A group of students and faculty at Tufts University School of Medicine (TUSM) in Boston are working to reduce the risk of sexual abuse and exploitation among young people with intellectual disabilities.

They created a 10-week sex education course specifically designed for this population and have started teaching it at Josiah Quincy Upper School (JQUS), a public high school close to Tuft’s campus.

The course “fills a lack in sex-ed for kids who are incredibly vulnerable,” Laura Grubb told TuftsNow, an online news magazine published by the university. Grubb, who leads the effort, is a pediatrician at Tufts Medical Center as well as an assistant professor of pediatrics and public health and community medicine at TUSM.

NPR reports that individuals with intellectual disabilities are seven times more likely to be sexually assaulted than those without a disability. Despite this disparity, those with disabilities are often shortchanged when it comes to receiving comprehensive sex education, which has been proven to help lower rates of teen pregnancy, sexual abuse, and sexually transmitted infections. Sex education also plays a role in fostering healthier relationships among adolescents.

According to Grubb, young people with intellectual disabilities tend to be viewed as asexual, even by their parents. This is one reason they may lack the same sex-ed opportunities as their neurotypical peers.

Grubb and her team are beginning to remedy this problem with a curriculum that takes into account the unique learning needs of those with intellectual disabilities. For instance, they have created lessons for mixed gender classes that center around role playing different real-life situations, such as how to determine whether someone wants to hold hands or what to do if a friend shares an uncomfortable sexual encounter.

The TUSM team has also incorporated props to make ideas about sex more concrete. Students don’t just have discussions about birth control — they physically examine condoms, IUDs, and other forms of contraception. When teaching basic hygiene, instructors distribute grab bags containing relevant items like tampons and deodorant.

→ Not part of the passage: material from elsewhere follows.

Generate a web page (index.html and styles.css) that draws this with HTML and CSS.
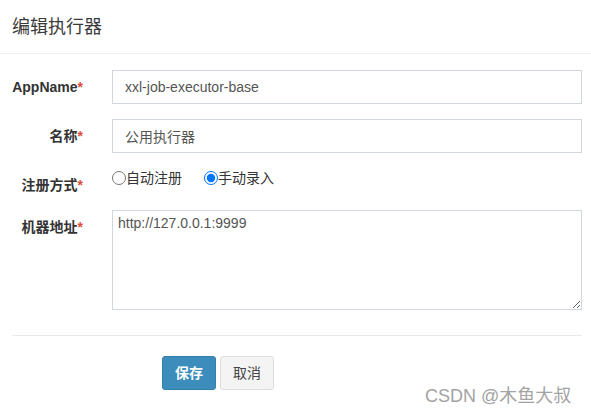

Through a grant, the team has been able to further enrich the curriculum, adding multilingual materials and online content. They have also presented the curriculum to a national and international audience at the Society for Adolescent Health and Medicine.

In addition to providing much-needed educational opportunities for students with intellectual disabilities, the project has helped young physicians and medical students at TUSM develop their ability to educate and advocate for the health of underrepresented communities.